Despite good intentions and efforts, seeding could be delayed due to several factors such as cold spring, wet fields (lack of tile drainage/or heavy clay soils), equipment break down, sickness in the family, shortage of manpower etc.. TBARS (LUARS since April 2018) initiated a systematic field experiment with six crops (wheat, barley, oat, canola, flax and pea) in 2016 to see if any or all of these crops seeded in mid June could produce reasonably good yield(s). The results varied with the year; during the first two years with one commonality – canola, flax and pea seeded in Mid June were a total failure. In 2018, flax was almost a failure and canola and pea partly successful. Overall only three crops, wheat, barley and oats, can be relied upon for Mid June seeding. Averaged over 2016-’18, wheat, barley and oats grain yields were 4.09, 4.87 and 5.27 MT/ha, respectively. The corresponding straw yields from these three crops were 4.98, 5.53 and 6.87 MT/ha, respectively. Since oats gave the highest grain and straw yields it could be preferred to wheat and barley for Mid June seeding. Grain yields averages for the same period (2016-‘18) for May (normal seeding) from wheat, barley and oats (same varieties) were 5.19, 5.98, and 5.89 MT/ha; which shows that the oats yields were least affected due to delay in seeding to Mid June. Straw yields in May (normal) seeding of wheat (6.96 MT/ha) and barley (6.38 MT/ha) and oats (7.07 MT/ha) were higher than that with Mid June seeding; Oats were least affected in straw yield as was the case with grain yield as well. What message should we take from these results? Mid June seeding of wheat and barley could lower their grain yield by more than a MT/ha, whereas oats grain yield could be lowered only by ~600 kg/ha. However, it is better to have a crop than not to have any crop. In a year such as 2019, when seeding could be delayed due to cold and wet spring, oats could be preferred to wheat and barley for seeding. It may not be easy however; if the seeds have already been bought unless that seed is kept for next year. It may be noted that out of the three cereals, oat will outperform others in a wet year, barley will do better than others in a dry year, whereas wheat prefers normal weather. But then it isn’t always easy to predict weather. For this year (unlikely to be as hot as last year), I would suggest choose oats for Mid June seeding.

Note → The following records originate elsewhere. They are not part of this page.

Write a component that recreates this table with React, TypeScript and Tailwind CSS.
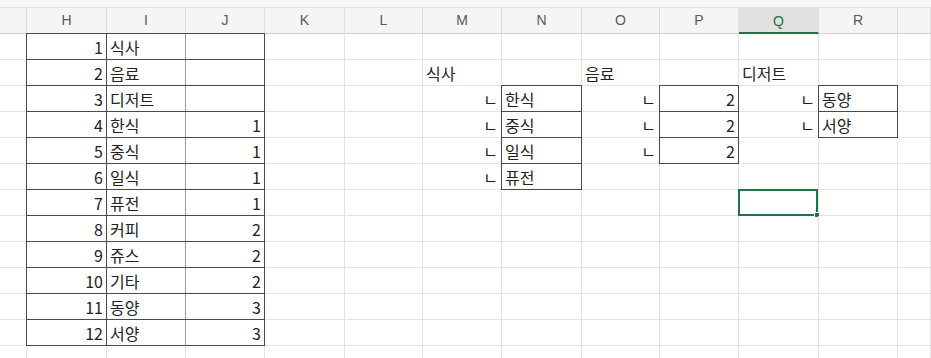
import type { ReactNode } from "react";

// Sheet columns shown on screen, G is only partly visible on the left and S on the right
const columns = ["G", "H", "I", "J", "K", "L", "M", "N", "O", "P", "Q", "R", "S"];
const rowNumbers = Array.from({ length: 13 }, (_, i) => i + 1);

const categories = ["식사", "음료", "디저트", "한식", "중식", "일식", "퓨전", "커피", "쥬스", "기타", "동양", "서양"];
const parents = [null, null, null, 1, 1, 1, 1, 2, 2, 2, 3, 3];

type Cell = {
    value?: ReactNode;
    align?: "left" | "right";
    boxed?: boolean;
};

function buildSheet() {
    const sheet: Record<string, Cell> = {};
    categories.forEach((name, i) => {
        const r = i + 1;
        sheet[`H${r}`] = { value: r, align: "right", boxed: true };
        sheet[`I${r}`] = { value: name, boxed: true };
        sheet[`J${r}`] = { value: parents[i] ?? undefined, align: "right", boxed: true };
    });

    sheet["M2"] = { value: "식사" };
    sheet["O2"] = { value: "음료" };
    sheet["Q2"] = { value: "디저트" };

    ["한식", "중식", "일식", "퓨전"].forEach((name, i) => {
        sheet[`M${i + 3}`] = { value: "ㄴ", align: "right" };
        sheet[`N${i + 3}`] = { value: name, boxed: true };
    });
    [0, 1, 2].forEach((i) => {
        sheet[`O${i + 3}`] = { value: "ㄴ", align: "right" };
        sheet[`P${i + 3}`] = { value: 2, align: "right", boxed: true };
    });
    ["동양", "서양"].forEach((name, i) => {
        sheet[`Q${i + 3}`] = { value: "ㄴ", align: "right" };
        sheet[`R${i + 3}`] = { value: name, boxed: true };
    });
    return sheet;
}

const sheet = buildSheet();
const activeCell = "Q7";

function GridCell({ col, row }: { col: string; row: number }) {
    const key = `${col}${row}`;
    const cell = sheet[key];
    const active = key === activeCell;

    // boxed cells draw right/bottom as their own border, left/top via a shadow on the neighbour's line
    let frame = "border-r border-b border-[#e3e3e3]";
    if (cell?.boxed) {
        if (col === "I") frame = "border-r border-b border-r-[#9a9a9a] border-b-[#4a4a4a] shadow-[-1px_0_0_0_#4a4a4a,0_-1px_0_0_#4a4a4a,-1px_-1px_0_0_#4a4a4a]";
        else if (col === "J") frame = "border-r border-b border-[#4a4a4a] shadow-[0_-1px_0_0_#4a4a4a]";
        else frame = "border-r border-b border-[#4a4a4a] shadow-[-1px_0_0_0_#4a4a4a,0_-1px_0_0_#4a4a4a,-1px_-1px_0_0_#4a4a4a]";
    }

    return (
        <div
            className={`relative flex h-[26px] items-center overflow-visible whitespace-nowrap text-[16px] text-[#222222] ${frame} ${
                cell?.align === "right" ? "justify-end pr-[3px]" : "justify-start pl-[3px]"
            }`}
        >
            {cell?.value !== undefined && <span className="leading-none">{cell.value}</span>}
            {active && (
                <div className="pointer-events-none absolute -left-px -top-px bottom-[-1px] right-0 border-2 border-[#217346]">
                    <div className="absolute -bottom-[4px] -right-[4px] h-[6px] w-[6px] border border-white bg-[#217346]" />
                </div>
            )}
        </div>
    );
}

export default function App() {
    return (
        <div
            className="h-[358px] w-[931px] overflow-hidden bg-white"
            style={{ fontFamily: '"Noto Sans CJK KR", "Noto Sans", sans-serif' }}
        >
            {/* strip above the column headers */}
            <div className="h-[8px] border-b border-[#e4e4e4] bg-[#f6f6f6]" />

            <div className="grid grid-cols-[27px_80px_79px_79px_80px_78px_79px_80px_78px_79px_80px_79px_33px]">
                {/* column headers */}
                {columns.map((col) => {
                    const active = col === "Q";
                    return (
                        <div
                            key={col}
                            className={`flex h-[26px] items-center justify-center border-r border-r-[#dedede] text-[14px] ${
                                active
                                    ? "border-b-2 border-b-[#217346] bg-[#e1e1e1] pt-[2px] text-[#217346]"
                                    : "border-b border-b-[#d2d2d2] bg-[#f5f5f5] text-[#5a5a5a]"
                            }`}
                            style={{ fontFamily: '"Liberation Sans", Arial, sans-serif' }}
                        >
                            {col === "G" || col === "S" ? "" : col}
                        </div>
                    );
                })}

                {/* sheet body */}
                {rowNumbers.map((row) => columns.map((col) => <GridCell key={`${col}${row}`} col={col} row={row} />))}
            </div>
        </div>
    );
}
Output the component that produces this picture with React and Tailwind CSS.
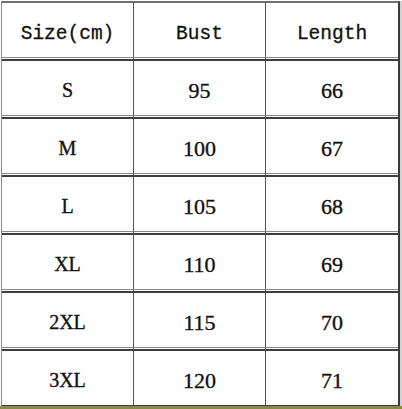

What are the other crops that you could seed in June? Canola could be okay for seeding till the first week of June though with somewhat lesser seed yield than its May seeding. Sorghum Sudangrass, MasterGraze corn and soybean (tall/forage varieties) could be seeded for forage; with 6-8 MT dry matter yield/ha and up to 20 % protein content. Check TBARS Annual Reports from past years for results from these crops. Perennial legumes such as Galega, alfalfa, sainfoin and red clover, not to be harvested in the seeding year, could also be seeded in June or even up to Mid July.
Best Wishes for the Crop Season 2019!